While my lady was luxuriating in the waterfall shower surrounded by highly polished cream Italian marble and a comprehensive stock of designer supplies, I had the opportunity to explore the treasures and pleasures of the minibar’s exotic blends and vintages and to try out the free high-speed Internet. The latter was a handy way to fill in certain gaps in my knowledge of glass sculpture, humiliatingly exposed earlier.
It was the time of year to be grateful for the heated flooring and perhaps even, if venturing out, the umbrella that comes with the room. Fortunately the umbrella wasn’t needed when we looked in on the hotel’s private courtyard garden — 400 square metres, or the size of about four cricket pitches lying side by side. Its tranquillity was a comforting pre-prandial interlude before we settled down in the hotel’s unique glass bar and restaurant, whose seating areas are compartmentalised using screens of ‘fire’ that have the appearance of strands of glass spiralling animatedly towards their fiery tips.
First came expertly-crafted cocktails: a Pagu (Plymouth gin, triple sec, angostura bitters, lime juice) and a Slightly Bruised Vodka Martini (Grey Goose vodka, vermouth dry, lemon juice). The five-course menu looked daunting; Austrian food can certainly be heavy going and some traditional meals can take on epic proportions. Fortunately the courses of prosciutto with marinated figs and goat's cheese, Wienerschnitzel, beef consommé and deep-fried veal were both delicious and sensibly proportioned. We even managed to easily tackle the fantastic crème brûlée, and some dumplings with goat's cheese.
The hotel gets its name from the proximity of the Parliament building, which was as good a place as any to start our tour of Vienna early next morning. Then a glimpse of the city highlights on a ride in a Fiaker, a horse-drawn carriage driven by a man (or woman) in a bowler. And, to round off the morning, we caught the last hour of Spanish Riding School’s morning public rehearsal. For a snack lunch we opted for a Würstelstände or sausage stall, and headed for the one called the ‘Little Sacher’ (because it’s next door to the smart Hotel Sacher), where you can often mix with the cream of Vienna society. Frequently in the evenings you’re standing shoulder to shoulder with opera-lovers on parole during the interval, enjoying a snack in their evening gowns and dress suits, beer in hand.
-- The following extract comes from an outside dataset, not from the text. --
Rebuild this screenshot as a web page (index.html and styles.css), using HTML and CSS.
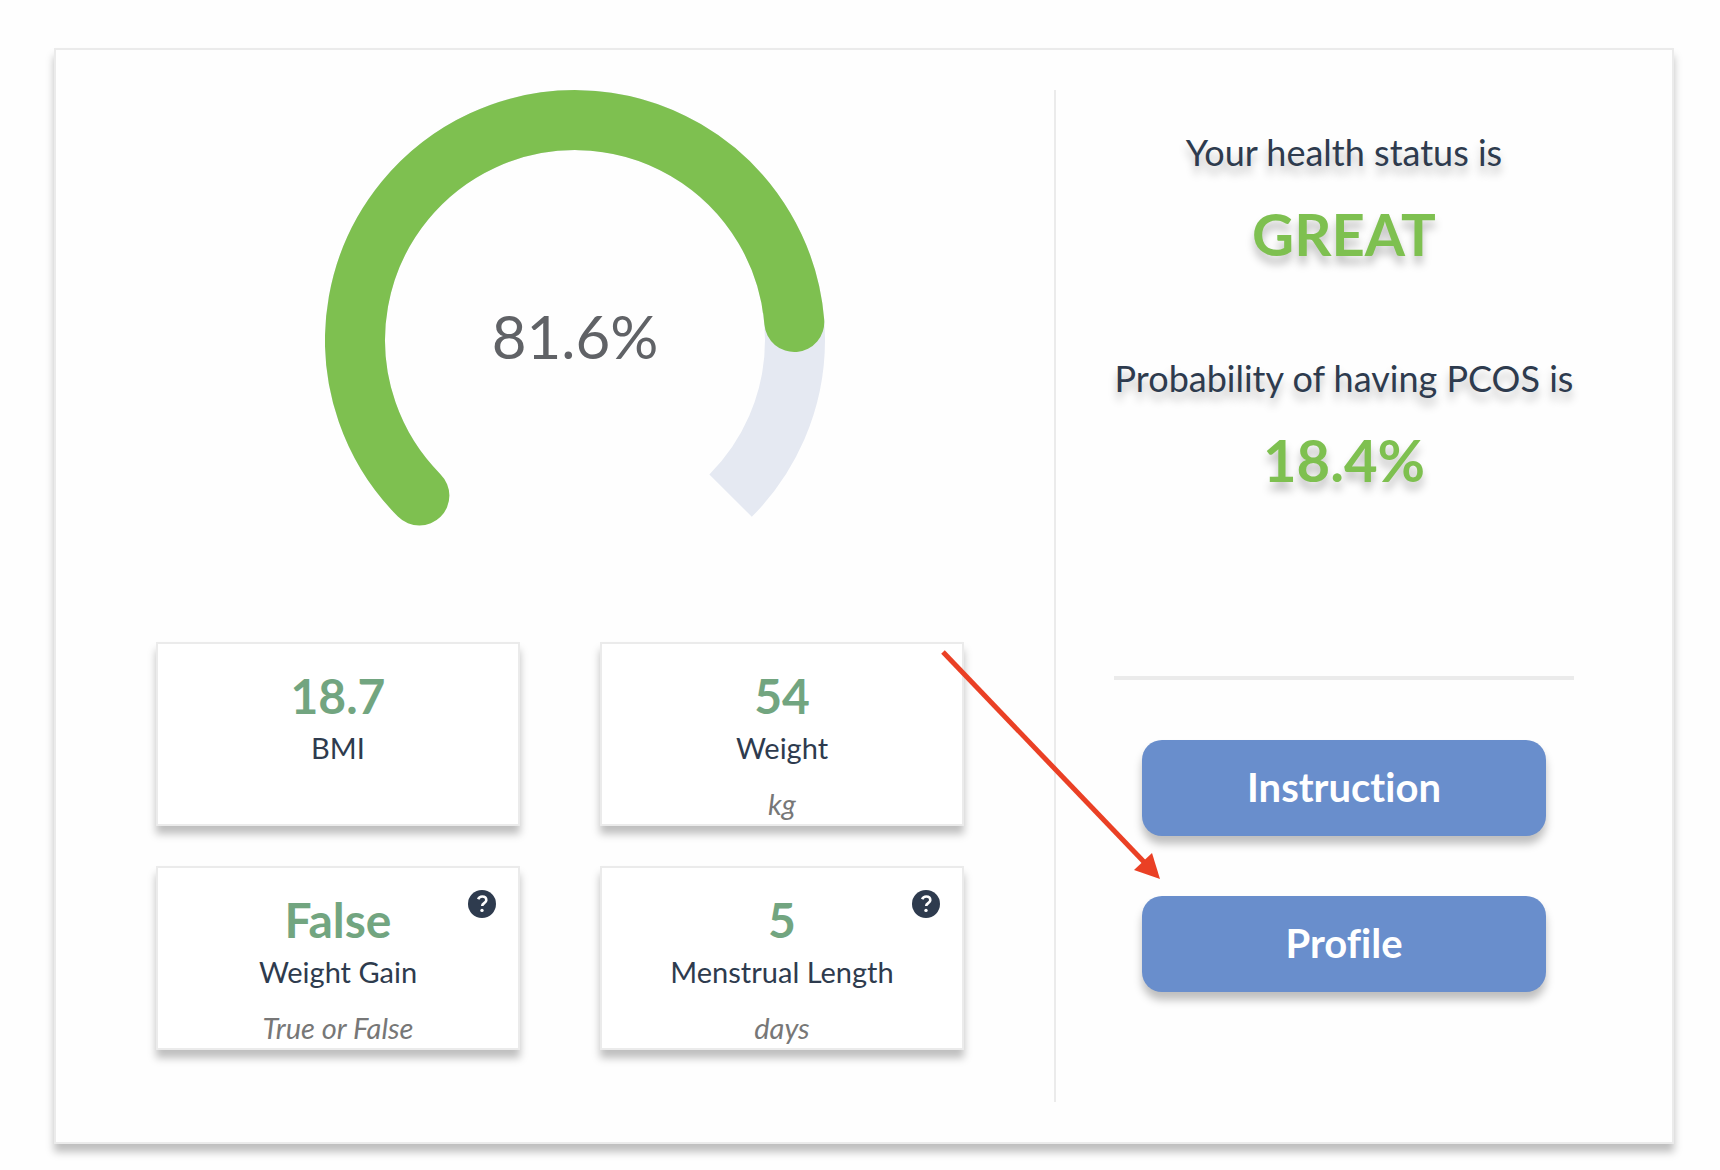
FILE: index.html
```html
<!DOCTYPE html>
<html lang="en">
<head>
<meta charset="utf-8">
<meta name="viewport" content="width=device-width, initial-scale=1">
<title>Health status</title>
<link rel="stylesheet" href="styles.css">
</head>
<body>
<main class="report">
  <section class="overview">
    <div class="gauge">
      <svg class="gauge-ring" viewBox="0 0 500 500" aria-hidden="true">
        <path class="ring-track" d="M94.4 405.6A220 220 0 1 1 405.6 405.6"/>
        <path class="ring-value" d="M94.4 405.6A220 220 0 1 1 469.3 232"/>
      </svg>
      <span class="gauge-label">81.6%</span>
    </div>
    <div class="stats">
      <article class="stat">
        <strong class="stat-value">18.7</strong>
        <span class="stat-name">BMI</span>
      </article>
      <article class="stat">
        <strong class="stat-value">54</strong>
        <span class="stat-name">Weight</span>
        <em class="stat-unit">kg</em>
      </article>
      <article class="stat">
        <strong class="stat-value">False</strong>
        <span class="stat-name">Weight Gain</span>
        <em class="stat-unit">True or False</em>
        <button class="help" type="button" aria-label="About weight gain">
          <svg viewBox="0 0 28 28" aria-hidden="true"><path d="M10.2 9.3C10.9 7.4 12.3 6.5 14.2 6.5C16.6 6.5 18.3 8 18.3 10.2C18.3 13 14.2 13.3 14.2 15.9"/><circle cx="14" cy="20.4" r="1.7"/></svg>
        </button>
      </article>
      <article class="stat">
        <strong class="stat-value">5</strong>
        <span class="stat-name">Menstrual Length</span>
        <em class="stat-unit">days</em>
        <button class="help" type="button" aria-label="About menstrual length">
          <svg viewBox="0 0 28 28" aria-hidden="true"><path d="M10.2 9.3C10.9 7.4 12.3 6.5 14.2 6.5C16.6 6.5 18.3 8 18.3 10.2C18.3 13 14.2 13.3 14.2 15.9"/><circle cx="14" cy="20.4" r="1.7"/></svg>
        </button>
      </article>
    </div>
  </section>
  <aside class="summary">
    <div class="results">
      <div class="result">
        <p class="result-title">Your health status is</p>
        <strong class="result-value">GREAT</strong>
      </div>
      <div class="result">
        <p class="result-title">Probability of having PCOS is</p>
        <strong class="result-value">18.4%</strong>
      </div>
    </div>
    <hr class="rule">
    <div class="actions">
      <button class="action" type="button">Instruction</button>
      <button class="action" type="button">Profile</button>
    </div>
    <svg class="arrow" viewBox="0 0 220 232" aria-hidden="true">
      <path class="arrow-shaft" d="M3 3L205 214"/>
      <path class="arrow-head" d="M220 230L194 221L212 204Z"/>
    </svg>
  </aside>
</main>
</body>
</html>
```
FILE: styles.css
```css
* {
  box-sizing: border-box;
}

body {
  margin: 0;
  padding: 48px 46px 26px 54px;
  background: #fefefe;
  color: #2e3b4e;
  font-family: Lato, "Open Sans", sans-serif;
  font-variant-ligatures: none;
}

p {
  margin: 0;
}

button {
  padding: 0;
  border: 0;
  font-family: inherit;
  font-variant-ligatures: inherit;
  cursor: pointer;
}

.report {
  display: grid;
  grid-template-columns: 5fr 3fr;
  padding: 40px;
  border: 2px solid #ebebeb;
  background: #fefefe;
  box-shadow: 0 8px 8px rgba(0, 0, 0, 0.25);
}

.overview {
  display: flex;
  flex-direction: column;
  gap: 52px;
  padding-bottom: 52px;
  border-right: 2px solid #ebebeb;
}

.gauge {
  display: grid;
  place-items: center;
}

.gauge > * {
  grid-area: 1 / 1;
}

.gauge-ring {
  width: 500px;
}

.ring-track,
.ring-value {
  fill: none;
  stroke-width: 60;
}

.ring-track {
  stroke: #e5e9f2;
}

.ring-value {
  stroke: #7ec050;
  stroke-linecap: round;
}

.gauge-label {
  padding-bottom: 8px;
  color: #606266;
  font-size: 60px;
  line-height: 72px;
}

.stats {
  display: grid;
  grid-template-columns: repeat(2, minmax(0, 364px));
  gap: 40px 80px;
  padding-left: 60px;
}

.stat {
  position: relative;
  display: flex;
  flex-direction: column;
  align-items: center;
  min-height: 184px;
  padding-top: 24px;
  border: 2px solid #ebebeb;
  background: #fff;
  box-shadow: 0 8px 8px rgba(0, 0, 0, 0.25);
}

.stat-value {
  color: #72a580;
  font-size: 48px;
  font-weight: 700;
  line-height: 56px;
}

.stat-name {
  margin-top: 4px;
  font-size: 29px;
  line-height: 40px;
}

.stat-unit {
  margin-top: 20px;
  color: #777;
  font-size: 29px;
  line-height: 32px;
}

.help {
  position: absolute;
  top: 22px;
  right: 22px;
  width: 28px;
  height: 28px;
  border-radius: 50%;
  background: #2e3b4e;
}

.help svg {
  display: block;
}

.help path {
  fill: none;
  stroke: #fff;
  stroke-width: 2.6;
}

.help circle {
  fill: #fff;
}

.summary {
  position: relative;
  display: flex;
  flex-direction: column;
  align-items: center;
  gap: 60px;
  padding-top: 38px;
}

.results {
  display: flex;
  flex-direction: column;
  gap: 84px;
  min-height: 488px;
}

.result {
  display: flex;
  flex-direction: column;
  align-items: center;
  gap: 22px;
  text-shadow: 0 8px 8px rgba(0, 0, 0, 0.25);
}

.result-title {
  font-size: 36px;
  line-height: 48px;
}

.result-value {
  color: #7ec050;
  font-size: 58px;
  font-weight: 700;
  line-height: 72px;
}

.rule {
  width: 80%;
  height: 4px;
  margin: 0;
  border: 0;
  background: #ebebeb;
}

.actions {
  display: flex;
  flex-direction: column;
  gap: 60px;
  width: 70%;
}

.action {
  height: 96px;
  padding-bottom: 2px;
  border-radius: 20px;
  background: #698ecc;
  color: #fff;
  font-size: 40px;
  font-weight: 700;
  box-shadow: 0 8px 8px rgba(0, 0, 0, 0.25);
}

.arrow {
  position: absolute;
  top: 559px;
  left: -116px;
  width: 220px;
}

.arrow-shaft {
  stroke: #ea4025;
  stroke-width: 5;
}

.arrow-head {
  fill: #ea4025;
}
```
We had saved musical Vienna until after lunch, when we’d explore the Musical Mile and its series of 70 marble stars embedded into the pavement, dedicated to all the celebrated names who’d had close ties with Vienna, before visiting the homes of greats like Mozart and Beethoven. Assailed by relics, images and sounds from their genius, I was able to compliment Mrs Smith on her knowledge and musical appreciation, while acquitting myself sufficiently to redeem my ego.
For the evening we amused ourselves on a tour of the city’s celebrated coffee houses. This one where Sigmund Freud used to cogitate. That one where Johann Strauss Jnr made his debut. The other one where Leon Trotsky was seen to declaim. Each coffee house has its own atmosphere and distinctive clientele and there is simply no better way to relax, take in the city and soak up Vienna's famously bohemian and intellectual ambience. It's enough to bring the philosopher out in anyone.
As we were leaving next morning, Mrs Smith took a wistful look back at the lobby with its dazzling glass sculptures and turned to chide me impishly: ‘You know, I was surprised you hadn’t heard of Nemtoi.’ Well, maybe I had, I hinted, citing a famous remark by the sculptor that I’d prepared earlier (God bless the internet): ‘Glass is like a woman who must be handled very gently.’ She was most impressed. ‘How true,’ she countered. ‘But perhaps also like the male ego which, however large and apparently robust, is easily shattered.’